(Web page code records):
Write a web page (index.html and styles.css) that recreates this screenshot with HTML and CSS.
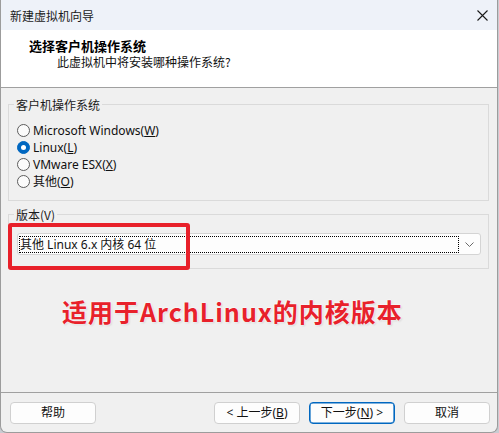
FILE: index.html
```html
<!DOCTYPE html>
<html lang="zh-CN">
<head>
<meta charset="utf-8">
<title>新建虚拟机向导</title>
<link rel="stylesheet" href="styles.css">
</head>
<body>
<div class="window">
  <div class="titlebar">
    <span class="title">新建虚拟机向导</span>
    <svg class="close" width="11" height="11" viewBox="0 0 11 11"><path d="M0.5 0.5 L10.5 10.5 M10.5 0.5 L0.5 10.5" stroke="#1a1a1a" stroke-width="1.1" fill="none"/></svg>
  </div>
  <div class="header">
    <div class="h-title">选择客户机操作系统</div>
    <div class="h-sub">此虚拟机中将安装哪种操作系统?</div>
  </div>
  <div class="content">
    <fieldset class="group g-os">
      <legend>客户机操作系统</legend>
      <div class="radio"><span class="dot"></span><span>Microsoft Windows(<u>W</u>)</span></div>
      <div class="radio"><span class="dot checked"></span><span>Linux(<u>L</u>)</span></div>
      <div class="radio"><span class="dot"></span><span>VMware ESX(<u>X</u>)</span></div>
      <div class="radio"><span class="dot"></span><span>其他(<u>O</u>)</span></div>
    </fieldset>
    <fieldset class="group g-ver">
      <legend>版本(V)</legend>
      <div class="combo">
        <div class="focus">其他 Linux 6.x 内核 64 位</div>
        <svg class="chev" width="9" height="5" viewBox="0 0 9 5"><path d="M0.5 0.5 L4.5 4.5 L8.5 0.5" stroke="#6a6a6a" stroke-width="1" fill="none"/></svg>
      </div>
    </fieldset>
    <div class="note">适用于ArchLinux的内核版本</div>
  </div>
  <div class="footer">
    <button class="btn">帮助</button>
    <div class="spacer"></div>
    <button class="btn">&lt; 上一步(<u>B</u>)</button>
    <button class="btn default">下一步(<u>N</u>) &gt;</button>
    <button class="btn">取消</button>
  </div>
  <div class="redbox"></div>
</div>
</body>
</html>
```

FILE: styles.css
```css
* { box-sizing: border-box; }
html, body { margin: 0; padding: 0; }
body {
  width: 499px;
  height: 433px;
  background: #c9ccd2;
  font-family: "Noto Sans", "Noto Sans CJK SC", sans-serif;
  font-size: 12px;
  color: #111;
  overflow: hidden;
}
.window {
  position: relative;
  width: 498px;
  height: 433px;
  background: #f0f0f0;
  border: 1px solid #9c9c9c;
  border-top: none;
  border-radius: 0 0 7px 7px;
  display: flex;
  flex-direction: column;
  overflow: hidden;
}
.titlebar {
  height: 30px;
  flex: none;
  background: #eef2f9;
  display: flex;
  align-items: center;
  padding: 0 9px 0 9px;
}
.title { flex: 1; font-family: "Noto Sans CJK SC", sans-serif; font-size: 12px; color: #1a1a1a; }
.close { margin-right: 0; }
.header {
  height: 58px;
  flex: none;
  background: #fff;
  border-bottom: 1px solid #a0a0a0;
  padding: 8px 0 0 28px;
  font-family: "Noto Sans CJK SC", sans-serif;
}
.h-title { font-size: 13px; font-weight: 700; line-height: 16px; color: #000; }
.h-sub { font-size: 12px; line-height: 16px; padding-left: 28px; color: #111; }
.content {
  flex: 1;
  padding: 9px 8px 0 7px;
}
.group {
  margin: 0;
  border: 1px solid #dadada;
  padding: 10px 7px 10px 8px;
  min-width: 0;
}
.group legend {
  padding: 0 2px;
  margin-left: -3px;
  line-height: 15px;
  font-family: "Noto Sans CJK SC", sans-serif;
  color: #1a1a1a;
}
.radio {
  height: 17px;
  display: flex;
  align-items: center;
  gap: 3px;
}
.radio span:last-child { line-height: 17px; }
.dot {
  width: 13px;
  height: 13px;
  border-radius: 50%;
  border: 1px solid #5c5c5c;
  background: #fbfbfb;
  display: flex;
  align-items: center;
  justify-content: center;
  flex: none;
}
.dot.checked { background: #0067c0; border-color: #0067c0; }
.dot.checked::after {
  content: "";
  width: 5px;
  height: 5px;
  border-radius: 50%;
  background: #fff;
}
.g-ver { margin-top: 6px; padding: 11px 7px 13px 8px; }
.combo {
  height: 22px;
  background: #fdfdfd;
  border: 1px solid #d4d4d4;
  border-radius: 3px;
  display: flex;
  align-items: center;
  padding: 2px 3px 1px 1px;
}
.focus {
  flex: 1;
  height: 17px;
  border: 1px dotted #000;
  line-height: 15px;
  padding-left: 0;
  margin-right: 6px;
  color: #111;
}
.chev { margin-right: 3px; }
.note {
  margin: 27px 0 0 54px;
  font-family: "Noto Sans CJK SC", sans-serif;
  font-size: 25px;
  font-weight: 700;
  letter-spacing: 1px;
  line-height: 30px;
  color: #e8212b;
  text-shadow: 0 0 2px #fff, 0 0 2px #fff, 1px 1px 2px rgba(0,0,0,0.15);
}
.footer {
  flex: none;
  height: 40px;
  border-top: 1px solid #a0a0a0;
  display: flex;
  align-items: flex-start;
  gap: 9px;
  padding: 9px 7px 0 9px;
}
.spacer { flex: 1; }
.btn {
  width: 86px;
  height: 22px;
  background: #fdfdfd;
  border: 1px solid #d0d0d0;
  border-radius: 4px;
  font-family: "Noto Sans", "Noto Sans CJK SC", sans-serif;
  font-size: 12px;
  color: #111;
  padding: 0;
  line-height: 18px;
}
.btn.default { border-color: #0067c0; box-shadow: inset 0 0 0 0.6px #0067c0; }
.redbox {
  position: absolute;
  left: 7px;
  top: 223px;
  width: 182px;
  height: 47px;
  border: 4px solid #e8202a;
  border-radius: 3px;
}
```
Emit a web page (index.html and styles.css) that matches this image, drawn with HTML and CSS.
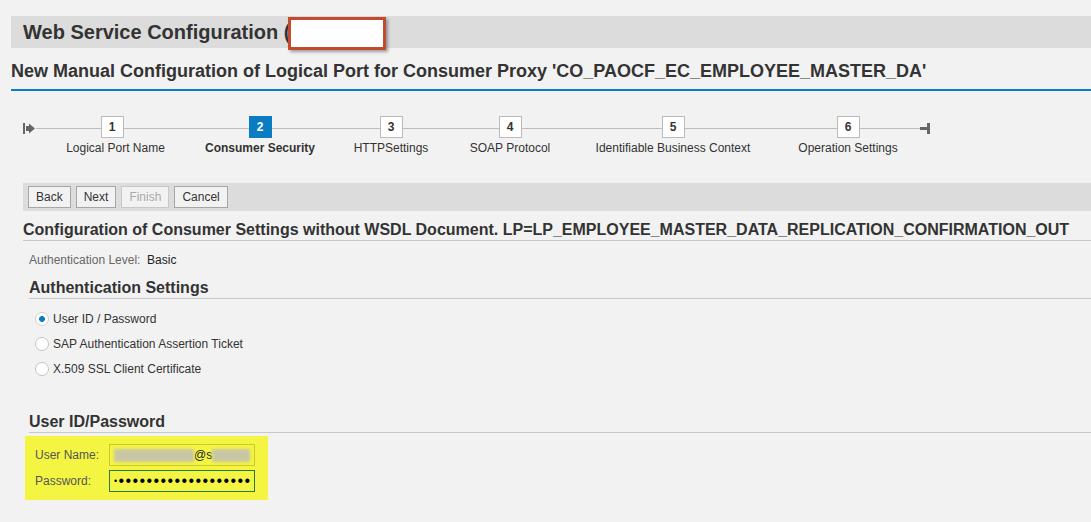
FILE: index.html
```html
<!DOCTYPE html>
<html lang="en">
<head>
    <meta charset="UTF-8">
    <title>Web Service Configuration</title>
    <link rel="stylesheet" href="styles.css">
</head>
<body>
    <header class="page-title">
        Web Service Configuration (<span class="redact"></span>
    </header>
    <h2 class="subtitle">New Manual Configuration of Logical Port for Consumer Proxy 'CO_PAOCF_EC_EMPLOYEE_MASTER_DA'</h2>

    <div class="roadmap">
        <span class="rm-start">
            <svg width="12" height="12" viewBox="0 0 12 12">
                <rect x="0" y="0" width="2" height="11" fill="#666"/>
                <rect x="3" y="3" width="4" height="5" fill="#666"/>
                <polygon points="6,0.5 12,5.5 6,10.5" fill="#666"/>
            </svg>
        </span>
        <ol class="steps">
            <li class="step"><span class="num">1</span><span class="label">Logical Port Name</span></li>
            <li class="step current"><span class="num">2</span><span class="label">Consumer Security</span></li>
            <li class="step"><span class="num">3</span><span class="label">HTTPSettings</span></li>
            <li class="step"><span class="num">4</span><span class="label">SOAP Protocol</span></li>
            <li class="step"><span class="num">5</span><span class="label">Identifiable Business Context</span></li>
            <li class="step"><span class="num">6</span><span class="label">Operation Settings</span></li>
        </ol>
        <span class="rm-end">
            <svg width="11" height="12" viewBox="0 0 11 12">
                <rect x="0" y="4" width="8" height="3" fill="#666"/>
                <rect x="7" y="0" width="3" height="11" fill="#666"/>
            </svg>
        </span>
    </div>

    <div class="toolbar">
        <button>Back</button>
        <button>Next</button>
        <button disabled>Finish</button>
        <button>Cancel</button>
    </div>

    <h3 class="section-title">Configuration of Consumer Settings without WSDL Document. LP=LP_EMPLOYEE_MASTER_DATA_REPLICATION_CONFIRMATION_OUT</h3>

    <div class="auth-level"><span class="muted">Authentication Level:</span>&nbsp; Basic</div>

    <h4 class="group-title">Authentication Settings</h4>
    <div class="radios">
        <div class="radio checked"><span class="radio-dot"></span>User ID / Password</div>
        <div class="radio"><span class="radio-dot"></span>SAP Authentication Assertion Ticket</div>
        <div class="radio"><span class="radio-dot"></span>X.509 SSL Client Certificate</div>
    </div>

    <h4 class="group-title creds-title">User ID/Password</h4>
    <div class="creds">
        <div class="cred-row">
            <label>User Name:</label>
            <div class="field"><span class="blur wide"></span>@s<span class="blur"></span></div>
        </div>
        <div class="cred-row">
            <label>Password:</label>
            <div class="field focused"><span class="dot-first">•</span>•••••••••••••••••••</div>
        </div>
    </div>
</body>
</html>
```

FILE: styles.css
```css
* {
    box-sizing: border-box;
}

body {
    margin: 0;
    background-color: #f2f2f2;
    font-family: "Liberation Sans", Arial, sans-serif;
    font-size: 12px;
    color: #333;
}

.page-title {
    position: relative;
    margin: 16px 0 0 11px;
    height: 32px;
    padding-left: 12px;
    background-color: #dcdcdc;
    font-size: 20px;
    font-weight: bold;
    line-height: 32px;
}

.redact {
    position: absolute;
    left: 277px;
    top: 1px;
    width: 98px;
    height: 33px;
    background-color: #fff;
    border: 3px solid #c24a2e;
    box-shadow: 2px 2px 3px rgba(0, 0, 0, 0.35);
}

.subtitle {
    margin: 0 0 0 11px;
    padding: 12px 0 7px;
    font-size: 18px;
    line-height: 22px;
    border-bottom: 2px solid #0a7cc1;
}

/* roadmap */
.roadmap {
    position: relative;
    display: flex;
    margin-top: 25px;
    padding-left: 23px;
}

.roadmap::before {
    content: "";
    position: absolute;
    left: 36px;
    width: 886px;
    top: 12px;
    height: 1px;
    background-color: #bdbdbd;
}

.rm-start {
    width: 17px;
    padding-top: 7px;
}

.rm-end {
    position: relative;
    margin-left: -4px;
    padding-top: 7px;
}

.steps {
    display: grid;
    grid-template-columns: 144px 152px 110px 128px 198px 152px;
    margin: 0;
    padding: 0;
    list-style: none;
}

.step {
    display: flex;
    flex-direction: column;
    align-items: center;
}

.num {
    position: relative;
    width: 23px;
    height: 22px;
    background-color: #fff;
    border: 1px solid #bbb;
    font-weight: bold;
    line-height: 20px;
    text-align: center;
}

.step.current .num {
    background-color: #0a7cc1;
    border-color: #0a7cc1;
    color: #fff;
}

.label {
    margin-top: 3px;
    line-height: 14px;
    white-space: nowrap;
}

.step:first-child .label {
    margin-left: 7px;
}

.step.current .label {
    font-weight: bold;
}

/* toolbar */
.toolbar {
    display: flex;
    gap: 5px;
    margin: 28px 0 0 23px;
    padding: 3px 5px;
    height: 28px;
    background-color: #dcdcdc;
}

button {
    height: 22px;
    padding: 0 7px;
    font-family: "Liberation Sans", Arial, sans-serif;
    font-size: 12px;
    color: #333;
    background-color: #f2f2f2;
    border: 1px solid #a6a6a6;
    border-radius: 0;
}

button:disabled {
    color: #aaa;
    border-color: #c8c8c8;
}

.section-title {
    margin: 0 0 0 23px;
    padding-top: 9px;
    font-size: 16px;
    line-height: 20px;
    white-space: nowrap;
    border-bottom: 1px solid #c8c8c8;
}

.auth-level {
    margin: 12px 0 0 29px;
    line-height: 14px;
    color: #222;
}

.muted {
    color: #666;
}

.group-title {
    margin: 0 0 0 29px;
    padding-top: 11px;
    font-size: 16px;
    line-height: 20px;
    border-bottom: 1px solid #c8c8c8;
}

.radios {
    margin-top: 7px;
}

.radio {
    display: flex;
    align-items: center;
    gap: 4px;
    height: 25px;
    margin-left: 35px;
}

.radio-dot {
    width: 14px;
    height: 14px;
    border-radius: 50%;
    border: 1px solid #c4c4c4;
    background-color: #fff;
}

.radio.checked .radio-dot {
    border-color: #d0d0d0;
    background: radial-gradient(circle, #0a7cc1 0 2.6px, #fff 3.2px);
}

.creds-title {
    padding-top: 31px;
}

/* highlighted credentials */
.creds {
    width: 243px;
    margin: 3px 0 0 25px;
    padding: 8px 0 8px 10px;
    background-color: #f4f543;
}

.cred-row {
    display: flex;
    align-items: center;
}

.cred-row + .cred-row {
    margin-top: 4px;
}

.cred-row label {
    width: 74px;
    color: #555;
}

.field {
    display: flex;
    align-items: center;
    width: 146px;
    height: 22px;
    padding-left: 4px;
    border: 1px solid #caca2c;
    color: #222;
    white-space: nowrap;
    overflow: hidden;
}

.field.focused {
    border-color: #2b7a3b;
    font-size: 16px;
    letter-spacing: 1.4px;
    color: #000;
}

.dot-first {
    font-size: 9px;
}

.blur {
    display: inline-block;
    width: 38px;
    height: 13px;
    background-color: #c8c6a4;
    filter: blur(1.5px);
}

.blur.wide {
    width: 80px;
}
```
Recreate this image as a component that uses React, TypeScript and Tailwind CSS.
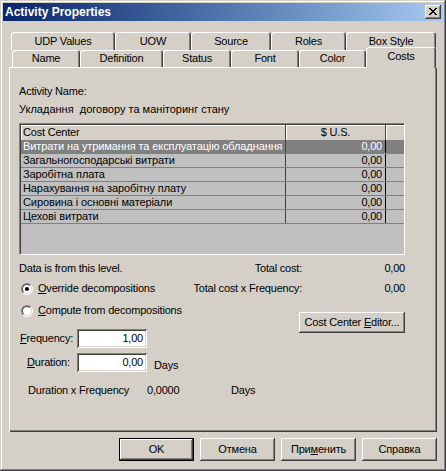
import React from 'react';

// Classic Windows 2000 style property sheet, "Costs" page

const RAISED =
  'bg-[#d4d0c8] shadow-[inset_-1px_-1px_#404040,inset_1px_1px_#ffffff,inset_-2px_-2px_#808080]';
const SUNKEN =
  'bg-white shadow-[inset_1px_1px_#808080,inset_-1px_-1px_#ffffff,inset_2px_2px_#404040,inset_-2px_-2px_#d4d0c8]';

const BACK_TABS = [
  { label: 'UDP Values', w: 'w-[104px]' },
  { label: 'UOW', w: 'w-[76px]' },
  { label: 'Source', w: 'w-[80px]' },
  { label: 'Roles', w: 'w-[75px]' },
  { label: 'Box Style', w: 'w-[90px]' },
];

const FRONT_TABS = [
  { label: 'Name', w: 'w-[68px]' },
  { label: 'Definition', w: 'w-[83px]' },
  { label: 'Status', w: 'w-[68px]' },
  { label: 'Font', w: 'w-[68px]' },
  { label: 'Color', w: 'w-[67px]' },
];

const COST_CENTERS = [
  'Витрати на утримання та експлуатацію обладнання',
  'Загальногосподарські витрати',
  'Заробітна плата',
  'Нарахування на заробітну плату',
  'Сировина і основні матеріали',
  'Цехові витрати',
];

function Tab({ label, w }: { label: string; w: string }) {
  return (
    <div
      className={`${w} h-full flex items-center justify-center rounded-t-[3px] bg-[#d4d0c8] shadow-[inset_1px_1px_#ffffff,inset_-1px_0_#404040,inset_-2px_0_#808080]`}
    >
      {label}
    </div>
  );
}

function Radio({ checked, children }: { checked?: boolean; children: React.ReactNode }) {
  return (
    <div className="flex items-center h-[13px]">
      <div className="ml-[2px] w-[12px] h-[12px] rounded-full bg-white border border-t-[#808080] border-l-[#808080] border-r-white border-b-white flex items-center justify-center">
        <div className="w-[10px] h-[10px] rounded-full border border-t-[#404040] border-l-[#404040] border-r-[#d4d0c8] border-b-[#d4d0c8] flex items-center justify-center">
          {checked && <div className="w-[4px] h-[4px] rounded-full bg-black" />}
        </div>
      </div>
      <span className="ml-[5px]">{children}</span>
    </div>
  );
}

function Button({ children, isDefault, className = '' }: { children: React.ReactNode; isDefault?: boolean; className?: string }) {
  if (isDefault) {
    return (
      <div className={`border border-black ${className}`}>
        <div className={`w-full h-full flex items-center justify-center ${RAISED}`}>{children}</div>
      </div>
    );
  }
  return <div className={`flex items-center justify-center ${RAISED} ${className}`}>{children}</div>;
}

export default function App() {
  return (
    <div className="w-[446px] h-[471px] p-[3px] bg-[#d4d0c8] text-black text-[11px] leading-[13px] tracking-[-0.2px] font-['Liberation_Sans',Arial,sans-serif] shadow-[inset_-1px_-1px_#404040,inset_1px_1px_#d4d0c8,inset_-2px_-2px_#808080,inset_2px_2px_#ffffff]">
      {/* Title bar */}
      <div className="h-[18px] flex items-center justify-between bg-linear-to-r from-[#0a246a] to-[#a6caf0] pl-[2px] pr-[2px]">
        <span className="text-white font-bold text-[12px] tracking-normal">Activity Properties</span>
        <div className={`w-[16px] h-[14px] flex items-center justify-center ${RAISED}`}>
          <svg width="8" height="7" viewBox="0 0 8 7" className="-mt-[1px] -ml-[1px]">
            <path d="M0 0h2v1h1v1h2V1h1V0h2v1H7v1H6v1H5v1h1v1h1v1h1v1H6V6H5V5H3v1H2v1H0V6h1V5h1V4h1V3H2V2H1V1H0z" fill="#000" />
          </svg>
        </div>
      </div>

      {/* Tab rows */}
      <div className="mt-[11px] ml-[8px] h-[18px] flex">
        {BACK_TABS.map((t) => (
          <Tab key={t.label} {...t} />
        ))}
      </div>
      <div className="ml-[9px] h-[17px] flex items-end relative z-10">
        {FRONT_TABS.map((t) => (
          <Tab key={t.label} {...t} />
        ))}
        <div className="w-[70px] h-[21px] -mb-[1px] flex justify-center pt-[3px] rounded-t-[3px] bg-[#d4d0c8] shadow-[inset_1px_1px_#ffffff,inset_-1px_0_#404040,inset_-2px_0_#808080]">
          Costs
        </div>
      </div>

      {/* Page */}
      <div className="ml-[6px] w-[428px] h-[365px] pt-[18px] pl-[10px] shadow-[inset_1px_1px_#ffffff,inset_-1px_-1px_#404040,inset_-2px_-2px_#808080]">
        <div>Activity Name:</div>
        <div className="mt-[5px] tracking-normal">Укладання&nbsp; договору та маніторинг стану</div>

        {/* Cost grid */}
        <div className="mt-[7px] w-[386px] h-[132px] border border-t-[#808080] border-l-[#808080] border-r-white border-b-white">
          <div className="w-full h-full border-t border-l border-[#404040] bg-[#c0c0c0] flex flex-col">
            <div className="flex h-[15px] bg-[#d4d0c8]">
              <div className="w-[265px] pl-[2px] pt-[1px] border-r border-[#404040] shadow-[inset_1px_1px_#ffffff]">Cost Center</div>
              <div className="w-[100px] pt-[1px] text-center border-r border-[#404040] shadow-[inset_1px_1px_#ffffff]">$ U.S.</div>
              <div className="flex-1 shadow-[inset_1px_1px_#ffffff]" />
            </div>
            {COST_CENTERS.map((name, i) => (
              <div
                key={name}
                className={`flex h-[14px] border-b border-[#808080] ${i === 0 ? 'bg-[#808080] text-white' : ''}`}
              >
                <div className="w-[265px] pl-[2px] tracking-[-0.1px] whitespace-nowrap overflow-hidden border-r border-[#404040]">{name}</div>
                <div className="w-[100px] pr-[3px] text-right border-r border-black">0,00</div>
                <div className="flex-1" />
              </div>
            ))}
          </div>
        </div>

        {/* Options and totals */}
        <div className="mt-[7px] flex">
          <div className="w-[174px]">
            <div>Data is from this level.</div>
            <div className="mt-[7px]">
              <Radio checked>
                <u>O</u>verride decompositions
              </Radio>
            </div>
            <div className="mt-[9px]">
              <Radio>
                <u>C</u>ompute from decompositions
              </Radio>
            </div>
            <div className="mt-[12px] flex items-center">
              <span className="w-[58px] pl-[1px]">
                <u>F</u>requency:
              </span>
              <div className={`w-[70px] h-[19px] pr-[4px] pt-[3px] text-right ${SUNKEN}`}>1,00</div>
            </div>
            <div className="mt-[5px] flex items-center">
              <span className="w-[58px] pl-[8px]">
                <u>D</u>uration:
              </span>
              <div className={`w-[70px] h-[19px] pr-[4px] pt-[3px] text-right ${SUNKEN}`}>0,00</div>
              <span className="ml-[7px] mt-[6px]">Days</span>
            </div>
          </div>

          <div className="w-[212px] flex flex-col">
            <div className="flex">
              <span className="w-[109px] text-right">Total cost:</span>
              <span className="flex-1 text-right">0,00</span>
            </div>
            <div className="mt-[7px] flex">
              <span className="w-[109px] text-right">Total cost x Frequency:</span>
              <span className="flex-1 text-right">0,00</span>
            </div>
            <Button className="mt-[17px] ml-auto w-[106px] h-[21px]">
              <span>
                Cost Center <u>E</u>ditor...
              </span>
            </Button>
          </div>
        </div>

        <div className="mt-[12px] flex pl-[9px]">
          <span className="w-[119px]">Duration x Frequency</span>
          <span className="w-[84px]">0,0000</span>
          <span>Days</span>
        </div>
      </div>

      {/* Dialog buttons */}
      <div className="mt-[6px] pr-[6px] flex justify-end gap-[6px]">
        <Button isDefault className="w-[75px] h-[23px]">OK</Button>
        <Button className="w-[75px] h-[23px]">Отмена</Button>
        <Button className="w-[75px] h-[23px]">
          <span>
            При<u>м</u>енить
          </span>
        </Button>
        <Button className="w-[75px] h-[23px]">Справка</Button>
      </div>
    </div>
  );
}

(Goal): Only lines holding the string "this" are wanted; gather each one from the entries above.

(Solution):
Write a web page (index.html and styles.css) that recreates this screenshot with HTML and CSS.
Emit a web page (index.html and styles.css) that matches this image, drawn with HTML and CSS.
Recreate this image as a component that uses React, TypeScript and Tailwind CSS.
            <div>Data is from this level.</div>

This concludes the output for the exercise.